When examining the Austrian Army of the Seven Years' War era, Dr. Christopher Duffy is the master, and this case is no different. Please refer to his two volume study of the Austrian Army in the Seven Years' War if you have further questions about this capable and oft-maligned fighting force. In his concise and insightful manner, Duffy records that the regiment was "distinguished at Kolin, Breslau, Lethen [and] Hochkirk." He also indicates that at Torgau it took the heaviest losses of any regiment involved, "resulting from its repeated counterattacks."[1]

So- how does the regiment fair under our criteria? Duffy asserts that the regiment had, "a fine reputation," and that it was "crack" infantry regiment, but little has come down to us by way of other Austrian army commentators on the regiment's reputation.[2] However, in two categories, specifically their performance on campaign and the reputation of their commander, we shall see the men of Erzherzog Carl developed a stellar name for themselves.

No. 2's service record was exemplary in the Austrian service. Its officers were distinguished at Kolin, and it displayed remarkable self-control in containing the disaster at Leuthen. When a group of blue coated infantry rushed the regiment's position, the men displayed perfect self-control, waiting to receive them with, "good platoon fire."[3] It quickly came to light that these were allied Würtemburg troops, not Prussians. The men quickly opened holes in the ranks, and then played a vital part in the rearguard defense of the fleeing Austrian army. This was difficult to do in the stress of battle, and the Prince de Ligne commented on the fortitude of regiments who withheld their fire in similar circumstances.

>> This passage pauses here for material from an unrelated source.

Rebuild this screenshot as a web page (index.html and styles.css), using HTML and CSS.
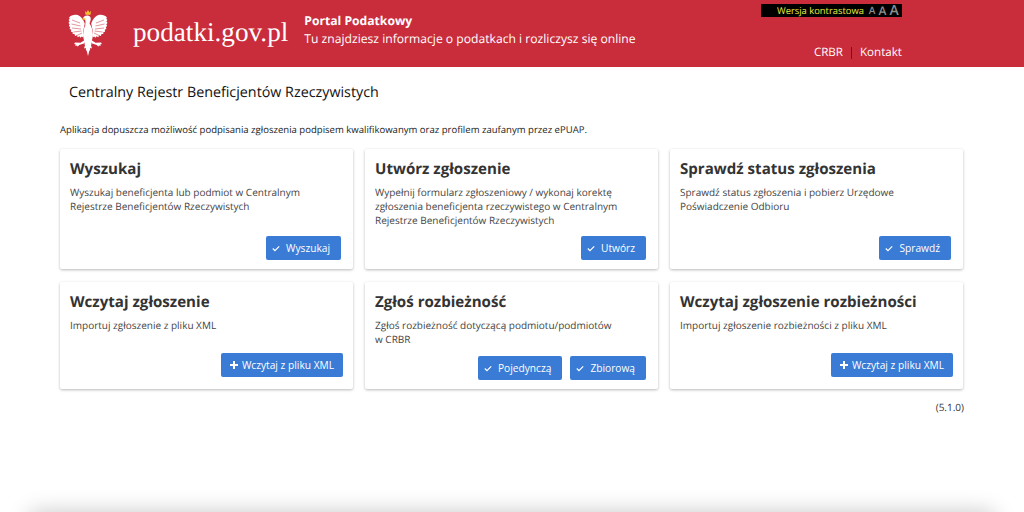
FILE: index.html
```html
<!DOCTYPE html>
<html lang="pl">
<head>
    <meta charset="UTF-8">
    <meta name="viewport" content="width=device-width, initial-scale=1.0">
    <title>Centralny Rejestr Beneficjentów Rzeczywistych</title>
    <link rel="stylesheet" href="styles.css">
</head>
<body>
    <header class="top-bar">
        <svg class="eagle" viewBox="0 0 40 46" aria-hidden="true">
            <defs>
                <g id="half">
                    <path fill="#fff" d="M16.8 13.5C15.5 10 13 6 9.500 5 6.500 4.200 3 5 1 7.500l.8 1-1.200 1.500 1 1.300L.5 13l1.200 1.200-.9 1.800 1.400 1-.6 2 1.600.7-.3 2 1.700.4.100 2 1.800 0 .6 1.900 1.800-.5.900 1.700 1.600-.9 1.200 1.400 1.200-1.300 1.200.9.800-1.800-.8-3.500z"/>
                    <path fill="none" stroke="#c92c3b" stroke-width=".5" d="M4 10l8 3M3.500 14l9 2M4 18l9 1M5.500 22l8-1M8 26l6-3"/>
                    <path fill="#fff" d="M17.500 29.500l-5 3.200-5.500-.3-.9 1.500 1.800.5-.8 1.700 1.900-.6.800 1.300 1.300-1.900 4.900-1.300 2-2.500z"/>
                    <path fill="#fff" d="M20 12v20h-3.300c-1.400-3-1.900-7-1.200-11 .4-3 1.700-6.500 4.500-9z"/>
                    <path fill="#fff" d="M20 31h-2.800l-.7 3 .5 1.200-1 3.300 1.700-.7.400 3 1.900-1.300z"/>
                    <path fill="#fff" d="M20 46l-1.600-6.500 1.600-2z"/>
                </g>
            </defs>
            <path fill="#f2c230" d="M17 .8l1.500 1.600L20 0l1.500 2.400L23 .8l-.5 4h-5z"/>
            <use href="#half"/>
            <use href="#half" transform="translate(40 0) scale(-1 1)"/>
            <path fill="#fff" d="M15 8.500c.5-2 2.500-3.200 4.700-3 2.300.2 3.300 2 3 4-.3 2-1.300 3.500-1.400 5.500h-4c.2-1.800.4-3.500-.2-5.200z"/>
            <path fill="#f2c230" d="M14 9.800l1.200-2 2.500 .6-.5 1.400z"/>
        </svg>
        <a class="logo-text">podatki.gov.pl</a>
        <div class="portal-info">
            <strong>Portal Podatkowy</strong>
            <span>Tu znajdziesz informacje o podatkach i rozliczysz się online</span>
        </div>
        <div class="top-right">
            <div class="contrast-bar">
                <span>Wersja kontrastowa</span>
                <span class="size-a small">A</span>
                <span class="size-a medium">A</span>
                <span class="size-a large">A</span>
            </div>
            <nav class="top-nav">
                <a>CRBR</a>
                <i class="nav-sep"></i>
                <a>Kontakt</a>
            </nav>
        </div>
    </header>

    <main class="content">
        <h1 class="page-title">Centralny Rejestr Beneficjentów Rzeczywistych</h1>
        <p class="notice">Aplikacja dopuszcza możliwość podpisania zgłoszenia podpisem kwalifikowanym oraz profilem zaufanym przez ePUAP.</p>

        <div class="cards row-one">
            <section class="card">
                <h2>Wyszukaj</h2>
                <p>Wyszukaj beneficjenta lub podmiot w Centralnym<br>Rejestrze Beneficjentów Rzeczywistych</p>
                <div class="card-actions">
                    <button class="btn"><svg class="icon-check" viewBox="0 0 10 8"><path d="M1 4l2.700 2.700L9 1.300"/></svg>Wyszukaj</button>
                </div>
            </section>
            <section class="card">
                <h2>Utwórz zgłoszenie</h2>
                <p>Wypełnij formularz zgłoszeniowy / wykonaj korektę<br>zgłoszenia beneficjenta rzeczywistego w Centralnym<br>Rejestrze Beneficjentów Rzeczywistych</p>
                <div class="card-actions">
                    <button class="btn"><svg class="icon-check" viewBox="0 0 10 8"><path d="M1 4l2.700 2.700L9 1.300"/></svg>Utwórz</button>
                </div>
            </section>
            <section class="card">
                <h2>Sprawdź status zgłoszenia</h2>
                <p>Sprawdź status zgłoszenia i pobierz Urzędowe<br>Poświadczenie Odbioru</p>
                <div class="card-actions">
                    <button class="btn"><svg class="icon-check" viewBox="0 0 10 8"><path d="M1 4l2.700 2.700L9 1.300"/></svg>Sprawdź</button>
                </div>
            </section>
        </div>

        <div class="cards row-two">
            <section class="card">
                <h2>Wczytaj zgłoszenie</h2>
                <p>Importuj zgłoszenie z pliku XML</p>
                <div class="card-actions wide">
                    <button class="btn btn-plus"><svg class="icon-plus" viewBox="0 0 8 8"><path d="M4 0v8M0 4h8"/></svg>Wczytaj z pliku XML</button>
                </div>
            </section>
            <section class="card">
                <h2>Zgłoś rozbieżność</h2>
                <p>Zgłoś rozbieżność dotyczącą podmiotu/podmiotów<br>w CRBR</p>
                <div class="card-actions">
                    <button class="btn"><svg class="icon-check" viewBox="0 0 10 8"><path d="M1 4l2.700 2.700L9 1.300"/></svg>Pojedynczą</button>
                    <button class="btn"><svg class="icon-check" viewBox="0 0 10 8"><path d="M1 4l2.700 2.700L9 1.300"/></svg>Zbiorową</button>
                </div>
            </section>
            <section class="card">
                <h2>Wczytaj zgłoszenie rozbieżności</h2>
                <p>Importuj zgłoszenie rozbieżności z pliku XML</p>
                <div class="card-actions wide">
                    <button class="btn btn-plus"><svg class="icon-plus" viewBox="0 0 8 8"><path d="M4 0v8M0 4h8"/></svg>Wczytaj z pliku XML</button>
                </div>
            </section>
        </div>

        <div class="version">(5.1.0)</div>
    </main>

    <footer class="bottom"></footer>
</body>
</html>
```

FILE: styles.css
```css
html, body {
    margin: 0;
    height: 512px;
    overflow: hidden;
}

body {
    font-family: "Open Sans", sans-serif;
    background-color: #fff;
    color: #333;
    text-rendering: geometricPrecision;
}

/* Naglowek */
.top-bar {
    display: flex;
    align-items: flex-start;
    height: 67px;
    padding-left: 68px;
    padding-right: 122px;
    background-color: #c92c3b;
    color: #fff;
}

.eagle {
    width: 40px;
    height: 46px;
    margin-top: 10px;
    flex: none;
}

.logo-text {
    margin-left: 25px;
    margin-top: 14px;
    font-family: "Liberation Serif", serif;
    font-size: 27.2px;
    line-height: 36px;
}

.portal-info {
    display: flex;
    flex-direction: column;
    margin-left: 16px;
    margin-top: 12px;
    font-size: 12.15px;
    line-height: 18px;
}

.portal-info strong {
    font-weight: 700;
}

.top-right {
    display: flex;
    flex-direction: column;
    align-items: flex-end;
    margin-left: auto;
}

.contrast-bar {
    display: flex;
    align-items: flex-end;
    gap: 3px;
    height: 13px;
    width: 141px;
    margin-top: 4px;
    padding-left: 16px;
    box-sizing: border-box;
    background-color: #000;
    color: #e6ee3c;
    font-size: 9.4px;
    line-height: 13px;
}

.contrast-bar span:first-child {
    margin-right: 2px;
}

.size-a {
    color: #8d8d8d;
    font-weight: 600;
}

.size-a.small { font-size: 10px; }
.size-a.medium { font-size: 12px; }
.size-a.large { font-size: 14px; }

.top-nav {
    display: flex;
    align-items: center;
    margin-top: 27px;
    font-size: 11.6px;
    line-height: 18px;
}

.nav-sep {
    width: 1px;
    height: 12px;
    margin: 0 8px;
    background-color: #6b1620;
}

/* Tresc */
.content {
    width: 904px;
    margin-left: 60px;
}

.page-title {
    margin: 16px 0 0 9px;
    font-size: 14.3px;
    font-weight: 400;
    line-height: 20px;
    color: #111;
}

.notice {
    margin: 20px 0 0;
    font-size: 9.55px;
    line-height: 14px;
    color: #222;
}

.cards {
    display: grid;
    grid-template-columns: repeat(3, 293px);
    column-gap: 12px;
}

.row-one {
    grid-auto-rows: 120px;
    margin-top: 12px;
}

.row-two {
    grid-auto-rows: 107px;
    margin-top: 13px;
}

.card {
    display: flex;
    flex-direction: column;
    padding: 9px 10px 9px;
    box-sizing: border-box;
    background-color: #fff;
    border-radius: 2px;
    box-shadow: 0 1px 3px rgba(0, 0, 0, 0.28);
}

.card h2 {
    margin: 0;
    font-size: 15.1px;
    font-weight: 700;
    line-height: 22px;
    color: #333;
}

.card p {
    margin: 5px 0 0;
    font-size: 10px;
    line-height: 14px;
    color: #444;
}

.card-actions {
    display: flex;
    justify-content: flex-end;
    gap: 8px;
    margin-top: auto;
    padding-right: 2px;
}

.card-actions.wide {
    padding-right: 0;
    padding-bottom: 3px;
}

.btn {
    display: flex;
    align-items: center;
    height: 24px;
    padding: 0 11px 0 6px;
    border: none;
    border-radius: 2px;
    background-color: #3a7bd5;
    color: #fff;
    font-family: inherit;
    font-size: 10.2px;
    white-space: nowrap;
}

.btn-plus {
    padding: 0 9px;
}

.icon-check {
    width: 8px;
    height: 7px;
    margin: 0 6px 0 0;
    fill: none;
    stroke: #fff;
    stroke-width: 1.5;
}

.icon-plus {
    width: 8px;
    height: 8px;
    margin-right: 4px;
    fill: none;
    stroke: #fff;
    stroke-width: 2;
}

.version {
    margin-top: 12px;
    font-size: 10px;
    line-height: 13px;
    text-align: right;
}

.bottom {
    position: absolute;
    top: 512px;
    left: 30px;
    right: 30px;
    height: 30px;
    box-shadow: 0 0 22px rgba(0, 0, 0, 0.22);
}
```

The men of Erzherzog Carl also displayed a great sense of initiative in the face of the enemy. During the advance at Hochkirk, No. 2 had the misfortune to attack a number of heavy enemy entrenchments. Prince de Ligne recalled the scene: "The cries of the Hungarians and of the enemy who were being taken by surprise, and the horror of the night, illuminated only by the musket shots, had something really terrifying about it."[4] After initial repulse and resulting confusion, officers such as Major Jerky rode throughout the regiment, quickly restoring order, and allowing 2nd Lt. Dezier to move forward with sixty volunteers, and clear the redoubts.[5]

A drawing of the regiment taken in 1762
The regiment fought with great determination at the Battle of Torgau, even after it was completely surrounded by Prussian forces. It refused to surrender for some time, resulting in the highest single unit casualties of the engagement. Some men cut their way out, others were forced to surrender. After this massive loss of men, the regiment was placed in reserve duty, in order to recover its strength. A portion of the regiment were placed in the fortress of Schwiednitz in order to protect it from a Prussian siege in 1762. In the course of the siege, the regiment once again made a name for itself, when 1st Lt. Waldhütter and thirty men of the regiment spearheaded a successful sortie against the besieging Prussian forces. Franz Guasco, the fortress commandant, left this description of the sortie:
"Waldhütter and his troops jumped inside without hesitation and found the Prussians on their guard.Some of the opened fire, while some knelt on the floor and raised their muskets, the bayonets fixed to the muzzles. Our men flung themselves blindly among them, sabre in hand; some of them were skewered on the bayonets, but the rest set about the enemy and hacked them to pieces."[6]
So, clearly, these men were not afraid to snuff some powder. Observers praised the regiment's ability to deliver "effective musket fire."[7] It is possible that this ability stemmed from the regimental commander Joseph Siskovics' frequent practice of having the men fire at targets.[8] Jacob Cogniazzo, a veteran of the regiment, described Siskovics as "an excellent drillmaster."[9] It appears that Siskovics placed a high importance for language training among his officers. The Prince de Ligne, another Austrian veteran, marveled at Siskovics ability to exercise and maneuver 4 different regiments at once, when each of those regiments spoke a different national language.[10] Siskovics sponsored language training for some of his officers and was not shy about publicly rating individuals in his officer cadre, "Good" or "Poor" depending on their service with the regiment.[11] He maintained an excellent reputation among the Austrian military, largely because he drilled his regiment into a highly competent fighting force.

As a result of their performance on campaign, the reputation of their commander, and the opinions of historians, the Erzherzog Carl Regiment deserves to be considered one of the best regiments in Austrian service during the Seven Years' War, and perhaps one of the best regiments of the eighteenth century.

Thanks for Reading,


Alex Burns




[1] Duffy, By Force of Arms, 429.
[2] Ibid, 126,; Duffy, Instrument of War, 65.
[3]Cogniazzo, Gestaendnisse eines oesterrichishen Veterans, Vol 2, 419.
[4] Prince de Ligne, Melanges Militaires, Vol 14, 168-169.
[5] Duffy, By Force of Arms, 136-137.
[6] Kriegs Archiv, Vienna, HKR Memoires 1762  880/12, Guasco, Relation du Siege de Schweidnitz, 31 October, 1762.
[7] Anon., Neues Militaerisches Zeitschrift, Vol 4, (1811), 99.
[8] Duffy, By Force of Arms, 427.
[9] Cogniazzo, Gestaendnisse eines oesterrichishen Veterans, Vol 3, 15.
[10] Prince de Ligne, His Memoirs, Letters, and  Miscellaneous Papers, 93.
[11] Duffy, Instrument of War,  65, 173.